**STATED GOAL**. Output every entry exactly as written.

**MATERIAL SHOWN**.
----
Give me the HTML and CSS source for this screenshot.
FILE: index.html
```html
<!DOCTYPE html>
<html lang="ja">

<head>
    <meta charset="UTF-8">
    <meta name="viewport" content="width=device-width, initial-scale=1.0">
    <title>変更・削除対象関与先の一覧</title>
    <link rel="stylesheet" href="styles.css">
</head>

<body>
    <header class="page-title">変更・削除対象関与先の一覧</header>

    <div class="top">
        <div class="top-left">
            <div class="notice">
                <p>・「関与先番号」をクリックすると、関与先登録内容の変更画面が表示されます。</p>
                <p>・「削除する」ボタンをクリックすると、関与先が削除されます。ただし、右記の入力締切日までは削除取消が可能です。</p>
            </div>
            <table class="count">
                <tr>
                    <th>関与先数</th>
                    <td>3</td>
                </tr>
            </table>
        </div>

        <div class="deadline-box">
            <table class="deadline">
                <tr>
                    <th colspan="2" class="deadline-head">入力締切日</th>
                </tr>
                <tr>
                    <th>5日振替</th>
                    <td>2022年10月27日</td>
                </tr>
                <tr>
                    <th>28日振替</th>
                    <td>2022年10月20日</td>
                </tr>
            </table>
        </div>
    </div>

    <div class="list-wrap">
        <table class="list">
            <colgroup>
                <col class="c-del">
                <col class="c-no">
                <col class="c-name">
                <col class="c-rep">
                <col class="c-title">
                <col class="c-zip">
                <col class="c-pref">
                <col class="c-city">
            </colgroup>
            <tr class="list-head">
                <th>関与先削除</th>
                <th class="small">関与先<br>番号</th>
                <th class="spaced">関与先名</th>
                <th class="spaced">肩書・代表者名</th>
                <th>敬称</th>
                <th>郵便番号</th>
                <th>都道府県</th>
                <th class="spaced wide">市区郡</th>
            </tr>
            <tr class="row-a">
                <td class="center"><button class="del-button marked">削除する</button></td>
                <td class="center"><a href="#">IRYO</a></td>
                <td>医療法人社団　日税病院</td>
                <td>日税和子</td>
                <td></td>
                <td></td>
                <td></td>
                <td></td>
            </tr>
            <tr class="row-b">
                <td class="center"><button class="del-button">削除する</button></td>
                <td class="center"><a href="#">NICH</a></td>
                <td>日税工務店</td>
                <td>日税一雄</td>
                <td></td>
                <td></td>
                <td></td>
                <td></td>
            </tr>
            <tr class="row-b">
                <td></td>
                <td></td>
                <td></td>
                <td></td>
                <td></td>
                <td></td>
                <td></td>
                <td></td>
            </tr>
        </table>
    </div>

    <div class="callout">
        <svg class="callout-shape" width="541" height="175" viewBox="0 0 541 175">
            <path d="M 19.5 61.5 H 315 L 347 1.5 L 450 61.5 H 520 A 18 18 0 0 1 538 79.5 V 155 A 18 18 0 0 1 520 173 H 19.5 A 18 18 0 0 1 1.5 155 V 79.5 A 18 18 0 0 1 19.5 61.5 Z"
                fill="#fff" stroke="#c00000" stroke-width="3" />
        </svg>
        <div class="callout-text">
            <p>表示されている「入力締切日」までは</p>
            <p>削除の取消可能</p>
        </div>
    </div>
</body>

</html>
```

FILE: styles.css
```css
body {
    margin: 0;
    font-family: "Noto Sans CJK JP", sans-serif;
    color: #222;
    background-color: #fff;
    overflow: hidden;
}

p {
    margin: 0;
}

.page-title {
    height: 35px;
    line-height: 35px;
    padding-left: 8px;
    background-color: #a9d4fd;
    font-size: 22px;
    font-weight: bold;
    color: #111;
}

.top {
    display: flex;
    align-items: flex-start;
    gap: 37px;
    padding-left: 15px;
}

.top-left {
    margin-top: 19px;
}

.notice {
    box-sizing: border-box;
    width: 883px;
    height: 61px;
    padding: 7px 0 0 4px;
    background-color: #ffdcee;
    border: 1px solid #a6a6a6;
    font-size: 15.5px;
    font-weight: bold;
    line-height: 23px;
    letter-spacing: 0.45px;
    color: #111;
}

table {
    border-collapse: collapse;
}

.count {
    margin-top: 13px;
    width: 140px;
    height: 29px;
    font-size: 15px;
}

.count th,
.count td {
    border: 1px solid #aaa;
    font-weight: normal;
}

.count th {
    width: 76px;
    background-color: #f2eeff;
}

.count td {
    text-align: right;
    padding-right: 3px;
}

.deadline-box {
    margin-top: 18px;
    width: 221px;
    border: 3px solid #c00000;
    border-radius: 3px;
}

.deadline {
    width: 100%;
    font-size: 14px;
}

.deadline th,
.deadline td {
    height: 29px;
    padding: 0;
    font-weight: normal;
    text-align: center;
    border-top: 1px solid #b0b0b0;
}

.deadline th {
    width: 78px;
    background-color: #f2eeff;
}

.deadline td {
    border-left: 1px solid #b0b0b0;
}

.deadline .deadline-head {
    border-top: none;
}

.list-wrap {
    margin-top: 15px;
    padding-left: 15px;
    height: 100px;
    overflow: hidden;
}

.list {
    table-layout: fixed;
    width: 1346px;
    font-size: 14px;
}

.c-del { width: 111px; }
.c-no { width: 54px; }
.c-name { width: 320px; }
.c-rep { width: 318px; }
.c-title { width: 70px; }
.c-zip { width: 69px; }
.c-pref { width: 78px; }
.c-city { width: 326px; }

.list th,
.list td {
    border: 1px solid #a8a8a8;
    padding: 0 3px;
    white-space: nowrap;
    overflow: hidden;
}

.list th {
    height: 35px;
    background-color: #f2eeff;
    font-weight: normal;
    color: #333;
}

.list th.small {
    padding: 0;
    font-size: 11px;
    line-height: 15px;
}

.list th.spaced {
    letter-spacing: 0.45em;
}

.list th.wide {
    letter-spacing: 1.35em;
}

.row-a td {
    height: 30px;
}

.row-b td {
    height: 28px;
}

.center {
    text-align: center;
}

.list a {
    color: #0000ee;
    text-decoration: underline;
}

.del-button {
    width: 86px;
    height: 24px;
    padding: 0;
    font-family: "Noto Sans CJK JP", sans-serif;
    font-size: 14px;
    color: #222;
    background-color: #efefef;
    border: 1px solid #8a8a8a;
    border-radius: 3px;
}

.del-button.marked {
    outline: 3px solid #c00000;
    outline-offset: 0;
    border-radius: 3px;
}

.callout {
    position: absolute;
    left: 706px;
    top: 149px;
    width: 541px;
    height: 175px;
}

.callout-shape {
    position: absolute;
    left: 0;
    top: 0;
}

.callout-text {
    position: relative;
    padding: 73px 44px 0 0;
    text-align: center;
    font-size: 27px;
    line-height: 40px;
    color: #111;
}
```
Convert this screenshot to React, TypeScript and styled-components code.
----
**RESPONSE TO THIS TASK**.
Give me the HTML and CSS source for this screenshot.
FILE: index.html
```html
<!DOCTYPE html>
<html lang="ja">

<head>
    <meta charset="UTF-8">
    <meta name="viewport" content="width=device-width, initial-scale=1.0">
    <title>変更・削除対象関与先の一覧</title>
    <link rel="stylesheet" href="styles.css">
</head>

<body>
    <header class="page-title">変更・削除対象関与先の一覧</header>

    <div class="top">
        <div class="top-left">
            <div class="notice">
                <p>・「関与先番号」をクリックすると、関与先登録内容の変更画面が表示されます。</p>
                <p>・「削除する」ボタンをクリックすると、関与先が削除されます。ただし、右記の入力締切日までは削除取消が可能です。</p>
            </div>
            <table class="count">
                <tr>
                    <th>関与先数</th>
                    <td>3</td>
                </tr>
            </table>
        </div>

        <div class="deadline-box">
            <table class="deadline">
                <tr>
                    <th colspan="2" class="deadline-head">入力締切日</th>
                </tr>
                <tr>
                    <th>5日振替</th>
                    <td>2022年10月27日</td>
                </tr>
                <tr>
                    <th>28日振替</th>
                    <td>2022年10月20日</td>
                </tr>
            </table>
        </div>
    </div>

    <div class="list-wrap">
        <table class="list">
            <colgroup>
                <col class="c-del">
                <col class="c-no">
                <col class="c-name">
                <col class="c-rep">
                <col class="c-title">
                <col class="c-zip">
                <col class="c-pref">
                <col class="c-city">
            </colgroup>
            <tr class="list-head">
                <th>関与先削除</th>
                <th class="small">関与先<br>番号</th>
                <th class="spaced">関与先名</th>
                <th class="spaced">肩書・代表者名</th>
                <th>敬称</th>
                <th>郵便番号</th>
                <th>都道府県</th>
                <th class="spaced wide">市区郡</th>
            </tr>
            <tr class="row-a">
                <td class="center"><button class="del-button marked">削除する</button></td>
                <td class="center"><a href="#">IRYO</a></td>
                <td>医療法人社団　日税病院</td>
                <td>日税和子</td>
                <td></td>
                <td></td>
                <td></td>
                <td></td>
            </tr>
            <tr class="row-b">
                <td class="center"><button class="del-button">削除する</button></td>
                <td class="center"><a href="#">NICH</a></td>
                <td>日税工務店</td>
                <td>日税一雄</td>
                <td></td>
                <td></td>
                <td></td>
                <td></td>
            </tr>
            <tr class="row-b">
                <td></td>
                <td></td>
                <td></td>
                <td></td>
                <td></td>
                <td></td>
                <td></td>
                <td></td>
            </tr>
        </table>
    </div>

    <div class="callout">
        <svg class="callout-shape" width="541" height="175" viewBox="0 0 541 175">
            <path d="M 19.5 61.5 H 315 L 347 1.5 L 450 61.5 H 520 A 18 18 0 0 1 538 79.5 V 155 A 18 18 0 0 1 520 173 H 19.5 A 18 18 0 0 1 1.5 155 V 79.5 A 18 18 0 0 1 19.5 61.5 Z"
                fill="#fff" stroke="#c00000" stroke-width="3" />
        </svg>
        <div class="callout-text">
            <p>表示されている「入力締切日」までは</p>
            <p>削除の取消可能</p>
        </div>
    </div>
</body>

</html>
```

FILE: styles.css
```css
body {
    margin: 0;
    font-family: "Noto Sans CJK JP", sans-serif;
    color: #222;
    background-color: #fff;
    overflow: hidden;
}

p {
    margin: 0;
}

.page-title {
    height: 35px;
    line-height: 35px;
    padding-left: 8px;
    background-color: #a9d4fd;
    font-size: 22px;
    font-weight: bold;
    color: #111;
}

.top {
    display: flex;
    align-items: flex-start;
    gap: 37px;
    padding-left: 15px;
}

.top-left {
    margin-top: 19px;
}

.notice {
    box-sizing: border-box;
    width: 883px;
    height: 61px;
    padding: 7px 0 0 4px;
    background-color: #ffdcee;
    border: 1px solid #a6a6a6;
    font-size: 15.5px;
    font-weight: bold;
    line-height: 23px;
    letter-spacing: 0.45px;
    color: #111;
}

table {
    border-collapse: collapse;
}

.count {
    margin-top: 13px;
    width: 140px;
    height: 29px;
    font-size: 15px;
}

.count th,
.count td {
    border: 1px solid #aaa;
    font-weight: normal;
}

.count th {
    width: 76px;
    background-color: #f2eeff;
}

.count td {
    text-align: right;
    padding-right: 3px;
}

.deadline-box {
    margin-top: 18px;
    width: 221px;
    border: 3px solid #c00000;
    border-radius: 3px;
}

.deadline {
    width: 100%;
    font-size: 14px;
}

.deadline th,
.deadline td {
    height: 29px;
    padding: 0;
    font-weight: normal;
    text-align: center;
    border-top: 1px solid #b0b0b0;
}

.deadline th {
    width: 78px;
    background-color: #f2eeff;
}

.deadline td {
    border-left: 1px solid #b0b0b0;
}

.deadline .deadline-head {
    border-top: none;
}

.list-wrap {
    margin-top: 15px;
    padding-left: 15px;
    height: 100px;
    overflow: hidden;
}

.list {
    table-layout: fixed;
    width: 1346px;
    font-size: 14px;
}

.c-del { width: 111px; }
.c-no { width: 54px; }
.c-name { width: 320px; }
.c-rep { width: 318px; }
.c-title { width: 70px; }
.c-zip { width: 69px; }
.c-pref { width: 78px; }
.c-city { width: 326px; }

.list th,
.list td {
    border: 1px solid #a8a8a8;
    padding: 0 3px;
    white-space: nowrap;
    overflow: hidden;
}

.list th {
    height: 35px;
    background-color: #f2eeff;
    font-weight: normal;
    color: #333;
}

.list th.small {
    padding: 0;
    font-size: 11px;
    line-height: 15px;
}

.list th.spaced {
    letter-spacing: 0.45em;
}

.list th.wide {
    letter-spacing: 1.35em;
}

.row-a td {
    height: 30px;
}

.row-b td {
    height: 28px;
}

.center {
    text-align: center;
}

.list a {
    color: #0000ee;
    text-decoration: underline;
}

.del-button {
    width: 86px;
    height: 24px;
    padding: 0;
    font-family: "Noto Sans CJK JP", sans-serif;
    font-size: 14px;
    color: #222;
    background-color: #efefef;
    border: 1px solid #8a8a8a;
    border-radius: 3px;
}

.del-button.marked {
    outline: 3px solid #c00000;
    outline-offset: 0;
    border-radius: 3px;
}

.callout {
    position: absolute;
    left: 706px;
    top: 149px;
    width: 541px;
    height: 175px;
}

.callout-shape {
    position: absolute;
    left: 0;
    top: 0;
}

.callout-text {
    position: relative;
    padding: 73px 44px 0 0;
    text-align: center;
    font-size: 27px;
    line-height: 40px;
    color: #111;
}
```
Convert this screenshot to React, TypeScript and styled-components code.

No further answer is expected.